-- Available data --
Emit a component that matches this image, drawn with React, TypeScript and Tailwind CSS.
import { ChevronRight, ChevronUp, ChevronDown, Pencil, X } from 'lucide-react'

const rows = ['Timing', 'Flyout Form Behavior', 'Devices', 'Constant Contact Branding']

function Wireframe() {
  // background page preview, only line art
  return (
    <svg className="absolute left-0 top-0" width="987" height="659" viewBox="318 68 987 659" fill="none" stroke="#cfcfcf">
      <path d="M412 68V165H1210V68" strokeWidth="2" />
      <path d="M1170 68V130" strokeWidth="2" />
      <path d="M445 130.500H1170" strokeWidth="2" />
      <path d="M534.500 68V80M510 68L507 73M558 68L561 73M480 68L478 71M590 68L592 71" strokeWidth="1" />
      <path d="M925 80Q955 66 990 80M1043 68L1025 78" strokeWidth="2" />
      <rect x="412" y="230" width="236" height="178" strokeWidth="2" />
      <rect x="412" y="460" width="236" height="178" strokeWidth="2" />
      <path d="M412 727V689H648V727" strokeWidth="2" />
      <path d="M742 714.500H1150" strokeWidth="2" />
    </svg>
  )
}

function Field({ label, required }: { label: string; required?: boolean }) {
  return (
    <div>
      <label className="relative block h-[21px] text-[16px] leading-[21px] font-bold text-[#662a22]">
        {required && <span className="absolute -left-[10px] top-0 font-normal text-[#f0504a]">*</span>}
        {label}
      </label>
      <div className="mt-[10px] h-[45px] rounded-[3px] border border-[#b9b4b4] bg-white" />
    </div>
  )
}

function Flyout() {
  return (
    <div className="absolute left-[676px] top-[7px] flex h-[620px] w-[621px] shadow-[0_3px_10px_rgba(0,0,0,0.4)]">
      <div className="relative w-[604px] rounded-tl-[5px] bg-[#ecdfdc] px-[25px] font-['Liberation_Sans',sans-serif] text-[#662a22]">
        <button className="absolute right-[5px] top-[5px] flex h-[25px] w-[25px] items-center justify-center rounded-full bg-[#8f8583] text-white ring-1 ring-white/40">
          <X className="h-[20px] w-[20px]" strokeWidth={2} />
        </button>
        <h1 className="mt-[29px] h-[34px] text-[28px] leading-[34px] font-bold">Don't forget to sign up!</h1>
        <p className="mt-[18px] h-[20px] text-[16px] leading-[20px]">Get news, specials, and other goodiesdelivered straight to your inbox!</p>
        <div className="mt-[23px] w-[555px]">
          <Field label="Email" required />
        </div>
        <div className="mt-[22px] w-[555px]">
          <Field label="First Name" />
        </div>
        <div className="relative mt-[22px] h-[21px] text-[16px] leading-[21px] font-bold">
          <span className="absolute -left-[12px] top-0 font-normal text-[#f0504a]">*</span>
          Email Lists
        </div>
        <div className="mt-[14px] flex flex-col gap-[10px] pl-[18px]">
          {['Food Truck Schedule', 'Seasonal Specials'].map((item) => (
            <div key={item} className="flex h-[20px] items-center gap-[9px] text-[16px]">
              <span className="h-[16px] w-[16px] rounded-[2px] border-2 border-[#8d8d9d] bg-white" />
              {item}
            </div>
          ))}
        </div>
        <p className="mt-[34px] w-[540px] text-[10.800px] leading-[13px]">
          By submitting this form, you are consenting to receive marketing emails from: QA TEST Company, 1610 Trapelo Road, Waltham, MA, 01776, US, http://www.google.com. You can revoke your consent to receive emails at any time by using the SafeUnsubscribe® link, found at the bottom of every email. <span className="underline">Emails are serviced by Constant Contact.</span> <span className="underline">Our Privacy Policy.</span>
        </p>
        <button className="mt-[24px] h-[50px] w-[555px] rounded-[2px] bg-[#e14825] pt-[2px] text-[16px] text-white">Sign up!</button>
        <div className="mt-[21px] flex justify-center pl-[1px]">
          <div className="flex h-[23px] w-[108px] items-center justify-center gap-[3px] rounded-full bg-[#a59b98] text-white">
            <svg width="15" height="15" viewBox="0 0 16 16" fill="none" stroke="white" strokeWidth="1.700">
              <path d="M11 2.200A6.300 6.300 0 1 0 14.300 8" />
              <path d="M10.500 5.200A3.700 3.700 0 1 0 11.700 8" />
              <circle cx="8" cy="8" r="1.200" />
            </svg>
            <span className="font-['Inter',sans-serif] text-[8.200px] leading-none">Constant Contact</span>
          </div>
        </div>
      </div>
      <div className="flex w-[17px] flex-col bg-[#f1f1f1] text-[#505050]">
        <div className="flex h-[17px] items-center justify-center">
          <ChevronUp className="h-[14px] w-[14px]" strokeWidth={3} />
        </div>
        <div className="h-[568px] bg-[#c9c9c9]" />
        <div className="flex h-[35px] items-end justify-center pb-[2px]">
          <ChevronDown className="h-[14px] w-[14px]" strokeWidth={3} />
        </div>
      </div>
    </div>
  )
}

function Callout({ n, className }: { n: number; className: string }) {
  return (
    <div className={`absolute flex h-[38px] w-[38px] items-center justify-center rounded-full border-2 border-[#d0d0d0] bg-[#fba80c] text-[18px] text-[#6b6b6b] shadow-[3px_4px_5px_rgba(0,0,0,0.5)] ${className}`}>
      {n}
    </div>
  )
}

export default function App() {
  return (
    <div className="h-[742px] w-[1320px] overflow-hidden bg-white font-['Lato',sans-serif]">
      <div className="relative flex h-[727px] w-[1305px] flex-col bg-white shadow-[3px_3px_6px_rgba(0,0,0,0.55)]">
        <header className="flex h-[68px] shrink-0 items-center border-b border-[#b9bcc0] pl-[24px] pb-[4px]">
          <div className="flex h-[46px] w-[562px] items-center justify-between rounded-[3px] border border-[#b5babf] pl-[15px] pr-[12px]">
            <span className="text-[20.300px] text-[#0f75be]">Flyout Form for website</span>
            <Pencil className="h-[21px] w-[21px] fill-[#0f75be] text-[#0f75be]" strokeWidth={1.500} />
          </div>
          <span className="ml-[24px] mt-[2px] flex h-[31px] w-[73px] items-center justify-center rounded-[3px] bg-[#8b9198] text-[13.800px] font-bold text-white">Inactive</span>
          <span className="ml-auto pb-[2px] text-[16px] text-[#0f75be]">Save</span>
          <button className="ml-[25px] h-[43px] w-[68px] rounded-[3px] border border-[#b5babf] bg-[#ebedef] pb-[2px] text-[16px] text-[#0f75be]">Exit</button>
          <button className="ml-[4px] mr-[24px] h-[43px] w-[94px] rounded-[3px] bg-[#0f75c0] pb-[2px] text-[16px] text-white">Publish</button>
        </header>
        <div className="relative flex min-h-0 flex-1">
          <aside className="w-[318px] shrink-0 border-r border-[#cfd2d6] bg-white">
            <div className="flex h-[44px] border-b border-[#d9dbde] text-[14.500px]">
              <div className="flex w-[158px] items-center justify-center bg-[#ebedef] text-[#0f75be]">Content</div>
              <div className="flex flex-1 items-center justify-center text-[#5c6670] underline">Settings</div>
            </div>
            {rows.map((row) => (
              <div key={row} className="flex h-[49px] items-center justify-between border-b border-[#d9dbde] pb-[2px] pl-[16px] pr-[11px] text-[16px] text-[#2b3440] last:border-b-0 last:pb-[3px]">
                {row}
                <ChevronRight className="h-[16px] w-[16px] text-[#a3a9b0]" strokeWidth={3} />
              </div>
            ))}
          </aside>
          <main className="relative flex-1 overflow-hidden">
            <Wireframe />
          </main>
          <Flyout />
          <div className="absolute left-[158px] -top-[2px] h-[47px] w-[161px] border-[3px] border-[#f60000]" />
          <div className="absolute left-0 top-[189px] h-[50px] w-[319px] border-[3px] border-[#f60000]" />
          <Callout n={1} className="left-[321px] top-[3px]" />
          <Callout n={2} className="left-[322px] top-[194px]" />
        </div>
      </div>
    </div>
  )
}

-- Stated task --
Only the lines from the top of the data through the line that contains "const rows = ['Timing', 'Flyout" should be quoted, exactly as they stand.

-- Solution to this task --
Emit a component that matches this image, drawn with React, TypeScript and Tailwind CSS.
import { ChevronRight, ChevronUp, ChevronDown, Pencil, X } from 'lucide-react'

const rows = ['Timing', 'Flyout Form Behavior', 'Devices', 'Constant Contact Branding']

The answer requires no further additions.